Exercise prompt.
Filter the listing below, copying every line in which the word "this" appears.

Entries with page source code
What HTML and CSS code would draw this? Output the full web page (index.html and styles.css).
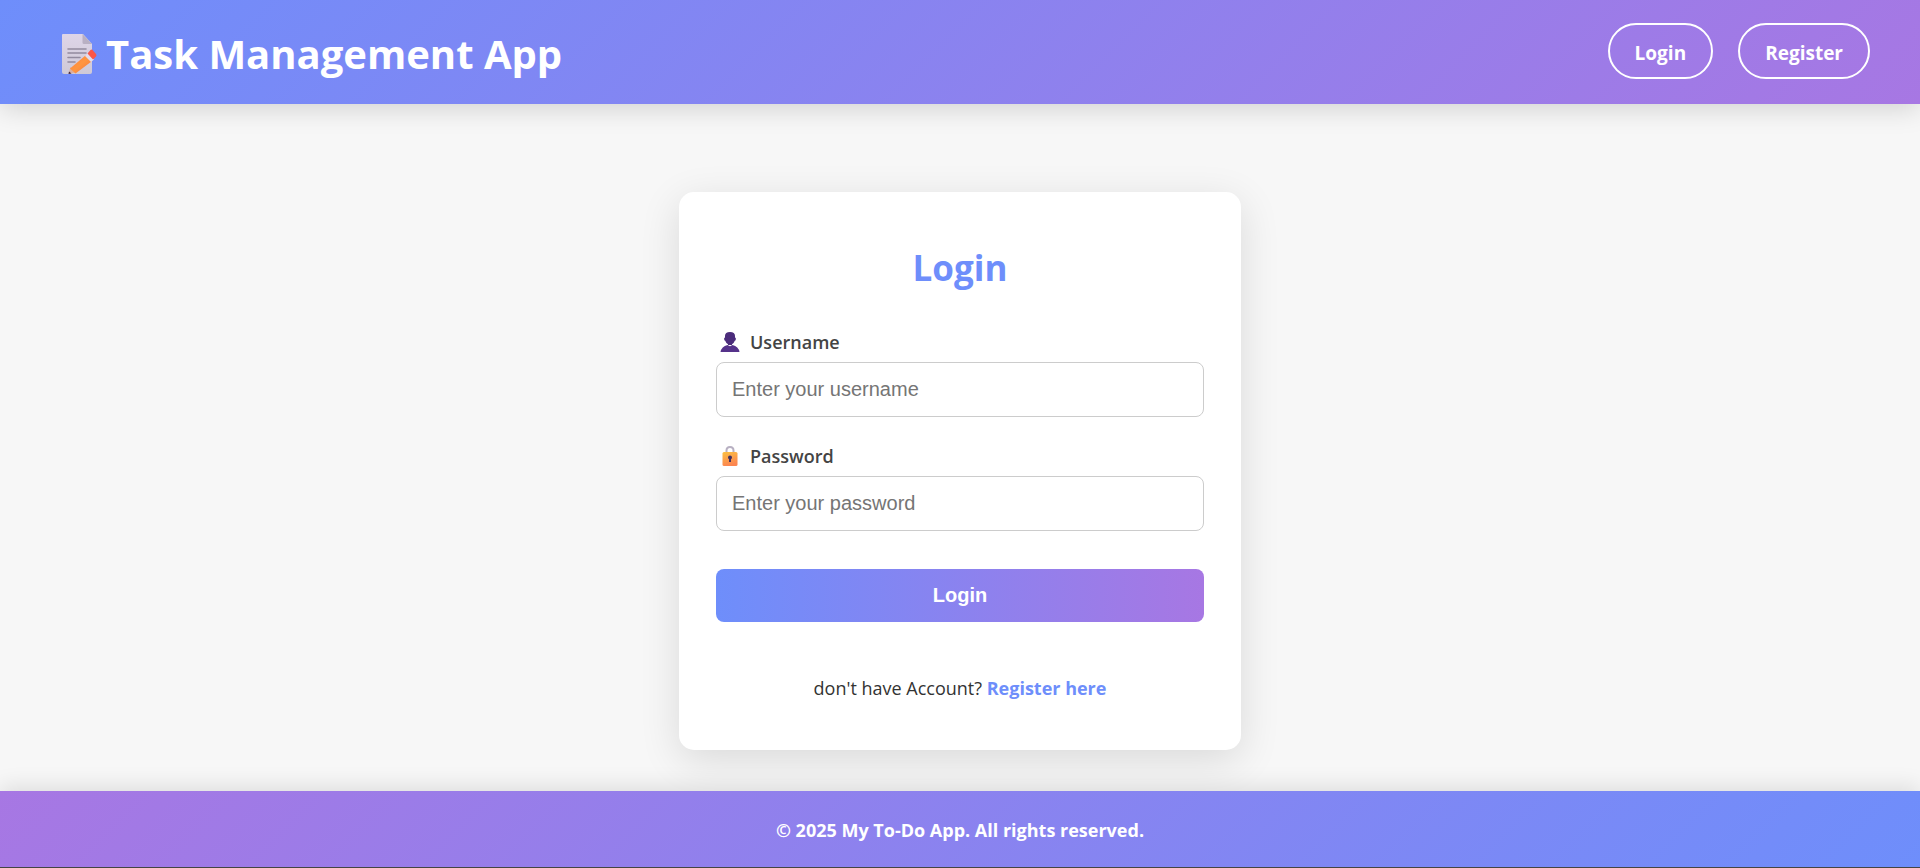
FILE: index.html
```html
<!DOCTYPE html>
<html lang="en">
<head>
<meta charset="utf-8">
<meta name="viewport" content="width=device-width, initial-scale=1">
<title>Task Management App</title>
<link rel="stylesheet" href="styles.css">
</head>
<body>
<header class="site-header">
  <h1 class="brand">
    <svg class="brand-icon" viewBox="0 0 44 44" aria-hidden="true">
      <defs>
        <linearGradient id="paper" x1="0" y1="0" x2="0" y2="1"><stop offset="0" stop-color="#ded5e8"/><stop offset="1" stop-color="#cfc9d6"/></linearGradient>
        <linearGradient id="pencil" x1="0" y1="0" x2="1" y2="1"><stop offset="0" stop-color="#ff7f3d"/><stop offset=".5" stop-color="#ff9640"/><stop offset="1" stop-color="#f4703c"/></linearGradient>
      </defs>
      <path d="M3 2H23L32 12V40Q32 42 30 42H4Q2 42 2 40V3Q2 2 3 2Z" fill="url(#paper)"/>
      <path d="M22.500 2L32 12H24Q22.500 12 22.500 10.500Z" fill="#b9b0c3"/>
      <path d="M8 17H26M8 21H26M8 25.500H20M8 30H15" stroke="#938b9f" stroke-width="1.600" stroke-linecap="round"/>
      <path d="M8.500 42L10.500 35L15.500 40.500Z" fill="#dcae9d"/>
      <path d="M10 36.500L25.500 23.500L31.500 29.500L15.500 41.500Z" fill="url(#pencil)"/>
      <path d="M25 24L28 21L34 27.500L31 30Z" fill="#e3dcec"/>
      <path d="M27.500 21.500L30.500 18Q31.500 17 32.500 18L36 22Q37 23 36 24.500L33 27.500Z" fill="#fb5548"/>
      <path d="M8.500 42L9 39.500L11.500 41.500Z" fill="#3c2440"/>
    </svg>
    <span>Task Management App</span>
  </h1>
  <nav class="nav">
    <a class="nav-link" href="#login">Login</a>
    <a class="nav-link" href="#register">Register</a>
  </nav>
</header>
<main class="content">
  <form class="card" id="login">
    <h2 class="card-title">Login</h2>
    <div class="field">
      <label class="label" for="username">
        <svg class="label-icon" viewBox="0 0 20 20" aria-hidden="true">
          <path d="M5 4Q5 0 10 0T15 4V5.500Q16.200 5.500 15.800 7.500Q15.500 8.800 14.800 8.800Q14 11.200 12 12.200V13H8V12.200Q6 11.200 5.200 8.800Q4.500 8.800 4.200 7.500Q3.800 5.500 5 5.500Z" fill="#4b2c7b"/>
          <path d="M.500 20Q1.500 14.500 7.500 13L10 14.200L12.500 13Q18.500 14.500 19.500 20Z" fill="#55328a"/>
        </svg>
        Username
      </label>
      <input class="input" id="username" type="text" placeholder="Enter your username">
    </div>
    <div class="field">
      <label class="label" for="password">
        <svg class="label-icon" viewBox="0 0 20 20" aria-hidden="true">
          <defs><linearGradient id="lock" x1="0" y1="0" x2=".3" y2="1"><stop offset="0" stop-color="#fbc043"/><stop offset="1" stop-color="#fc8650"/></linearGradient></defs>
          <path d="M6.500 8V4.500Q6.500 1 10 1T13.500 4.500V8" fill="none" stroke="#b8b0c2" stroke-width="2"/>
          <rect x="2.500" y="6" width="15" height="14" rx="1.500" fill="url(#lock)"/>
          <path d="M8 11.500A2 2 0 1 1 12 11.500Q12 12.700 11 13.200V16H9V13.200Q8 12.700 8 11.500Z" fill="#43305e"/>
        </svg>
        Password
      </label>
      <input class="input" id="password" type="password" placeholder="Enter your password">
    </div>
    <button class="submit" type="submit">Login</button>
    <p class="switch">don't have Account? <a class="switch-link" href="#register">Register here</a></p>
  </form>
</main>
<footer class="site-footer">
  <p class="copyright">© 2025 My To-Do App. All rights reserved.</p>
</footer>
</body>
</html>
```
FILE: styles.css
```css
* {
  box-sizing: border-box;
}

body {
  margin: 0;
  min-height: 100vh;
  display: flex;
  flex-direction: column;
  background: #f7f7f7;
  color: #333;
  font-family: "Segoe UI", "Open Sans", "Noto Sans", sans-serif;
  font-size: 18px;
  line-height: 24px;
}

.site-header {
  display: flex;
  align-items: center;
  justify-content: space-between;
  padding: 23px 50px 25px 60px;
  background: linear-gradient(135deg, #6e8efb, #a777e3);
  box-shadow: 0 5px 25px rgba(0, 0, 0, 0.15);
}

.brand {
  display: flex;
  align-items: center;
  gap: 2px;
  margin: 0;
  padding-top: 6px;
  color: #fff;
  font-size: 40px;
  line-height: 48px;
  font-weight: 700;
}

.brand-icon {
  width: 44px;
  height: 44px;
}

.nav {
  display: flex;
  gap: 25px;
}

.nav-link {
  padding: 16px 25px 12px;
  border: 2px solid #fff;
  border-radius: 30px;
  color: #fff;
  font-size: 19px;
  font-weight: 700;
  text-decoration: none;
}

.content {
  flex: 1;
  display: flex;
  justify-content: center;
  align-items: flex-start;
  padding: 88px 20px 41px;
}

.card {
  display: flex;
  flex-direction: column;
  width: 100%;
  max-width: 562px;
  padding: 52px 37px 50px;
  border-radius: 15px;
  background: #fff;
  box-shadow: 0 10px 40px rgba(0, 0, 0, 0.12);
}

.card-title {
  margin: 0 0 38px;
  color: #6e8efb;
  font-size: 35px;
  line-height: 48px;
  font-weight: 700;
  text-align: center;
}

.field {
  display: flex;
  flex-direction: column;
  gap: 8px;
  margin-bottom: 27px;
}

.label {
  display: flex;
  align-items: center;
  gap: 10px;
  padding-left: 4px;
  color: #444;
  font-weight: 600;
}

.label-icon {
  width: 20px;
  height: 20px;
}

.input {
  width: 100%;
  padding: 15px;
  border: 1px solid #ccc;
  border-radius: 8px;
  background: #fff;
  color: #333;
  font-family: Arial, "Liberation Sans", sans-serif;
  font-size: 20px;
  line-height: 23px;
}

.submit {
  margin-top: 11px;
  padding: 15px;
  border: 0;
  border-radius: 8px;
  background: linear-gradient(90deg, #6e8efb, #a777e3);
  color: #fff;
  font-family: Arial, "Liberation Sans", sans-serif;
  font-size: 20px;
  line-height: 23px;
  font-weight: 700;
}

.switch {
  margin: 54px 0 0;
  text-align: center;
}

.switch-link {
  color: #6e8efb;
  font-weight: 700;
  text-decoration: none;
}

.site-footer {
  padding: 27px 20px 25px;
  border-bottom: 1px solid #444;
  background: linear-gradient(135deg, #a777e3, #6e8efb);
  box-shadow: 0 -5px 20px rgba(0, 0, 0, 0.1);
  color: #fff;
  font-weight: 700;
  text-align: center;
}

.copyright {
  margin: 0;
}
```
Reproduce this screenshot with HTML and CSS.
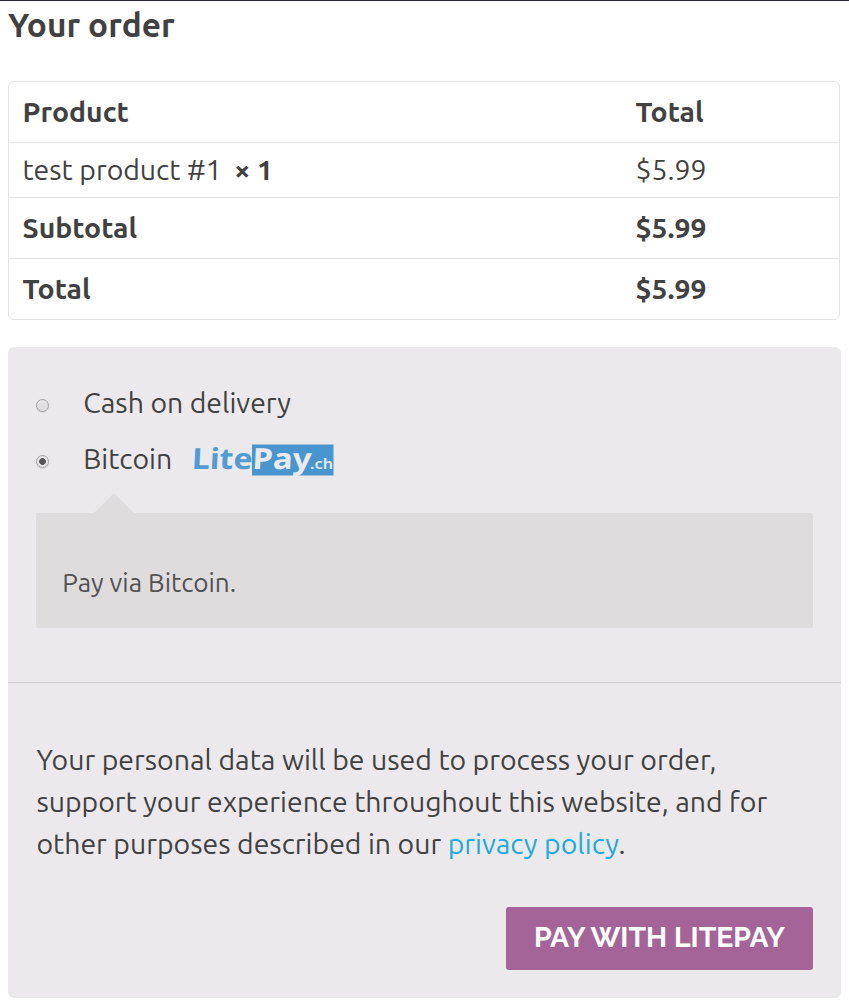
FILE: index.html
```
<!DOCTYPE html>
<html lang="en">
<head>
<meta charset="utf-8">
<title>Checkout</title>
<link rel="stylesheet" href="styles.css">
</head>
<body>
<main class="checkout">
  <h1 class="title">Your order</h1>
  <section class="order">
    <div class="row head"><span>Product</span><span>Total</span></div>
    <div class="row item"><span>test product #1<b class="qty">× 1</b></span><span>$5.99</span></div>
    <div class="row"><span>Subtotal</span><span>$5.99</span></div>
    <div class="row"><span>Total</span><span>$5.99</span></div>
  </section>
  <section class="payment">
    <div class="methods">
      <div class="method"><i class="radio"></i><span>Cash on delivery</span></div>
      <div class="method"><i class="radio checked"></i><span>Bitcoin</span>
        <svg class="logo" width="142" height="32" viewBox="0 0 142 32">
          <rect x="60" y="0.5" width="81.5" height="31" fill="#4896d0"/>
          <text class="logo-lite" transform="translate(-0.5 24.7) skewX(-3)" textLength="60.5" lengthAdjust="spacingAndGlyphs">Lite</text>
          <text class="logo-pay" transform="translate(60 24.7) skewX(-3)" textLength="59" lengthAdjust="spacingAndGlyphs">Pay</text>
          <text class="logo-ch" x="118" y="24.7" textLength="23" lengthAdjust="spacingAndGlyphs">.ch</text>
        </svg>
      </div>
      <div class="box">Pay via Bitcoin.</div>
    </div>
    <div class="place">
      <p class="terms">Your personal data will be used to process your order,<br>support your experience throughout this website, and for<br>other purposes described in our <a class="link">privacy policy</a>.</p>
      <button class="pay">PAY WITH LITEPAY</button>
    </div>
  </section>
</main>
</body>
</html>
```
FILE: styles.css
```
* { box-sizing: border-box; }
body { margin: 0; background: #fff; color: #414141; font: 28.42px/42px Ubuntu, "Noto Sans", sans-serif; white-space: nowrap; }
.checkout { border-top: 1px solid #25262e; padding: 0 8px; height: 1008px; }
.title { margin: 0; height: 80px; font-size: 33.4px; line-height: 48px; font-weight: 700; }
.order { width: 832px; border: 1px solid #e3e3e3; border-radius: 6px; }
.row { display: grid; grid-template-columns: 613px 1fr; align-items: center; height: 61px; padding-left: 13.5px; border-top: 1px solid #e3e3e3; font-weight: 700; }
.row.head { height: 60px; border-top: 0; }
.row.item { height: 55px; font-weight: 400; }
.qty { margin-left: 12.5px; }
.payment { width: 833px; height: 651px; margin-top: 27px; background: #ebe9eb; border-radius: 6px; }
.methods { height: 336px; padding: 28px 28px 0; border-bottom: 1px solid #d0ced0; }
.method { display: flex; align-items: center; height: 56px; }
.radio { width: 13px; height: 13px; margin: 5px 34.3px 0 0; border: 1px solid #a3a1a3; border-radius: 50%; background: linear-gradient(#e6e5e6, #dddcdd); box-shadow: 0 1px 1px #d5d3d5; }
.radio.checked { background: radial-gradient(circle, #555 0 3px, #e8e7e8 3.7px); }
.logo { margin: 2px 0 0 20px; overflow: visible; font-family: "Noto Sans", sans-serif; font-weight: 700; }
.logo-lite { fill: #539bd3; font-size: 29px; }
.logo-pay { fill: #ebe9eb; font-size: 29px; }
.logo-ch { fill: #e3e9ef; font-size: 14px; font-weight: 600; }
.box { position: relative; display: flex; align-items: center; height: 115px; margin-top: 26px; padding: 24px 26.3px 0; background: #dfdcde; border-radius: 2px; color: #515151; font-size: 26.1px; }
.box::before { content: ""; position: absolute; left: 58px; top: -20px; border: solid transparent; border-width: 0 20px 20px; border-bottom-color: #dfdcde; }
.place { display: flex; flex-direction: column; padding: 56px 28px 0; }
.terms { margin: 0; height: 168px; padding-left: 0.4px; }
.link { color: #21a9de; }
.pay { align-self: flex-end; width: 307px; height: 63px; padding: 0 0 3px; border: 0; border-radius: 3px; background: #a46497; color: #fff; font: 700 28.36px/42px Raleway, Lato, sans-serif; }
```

Result.
What HTML and CSS code would draw this? Output the full web page (index.html and styles.css).
Reproduce this screenshot with HTML and CSS.
      <p class="terms">Your personal data will be used to process your order,<br>support your experience throughout this website, and for<br>other purposes described in our <a class="link">privacy policy</a>.</p>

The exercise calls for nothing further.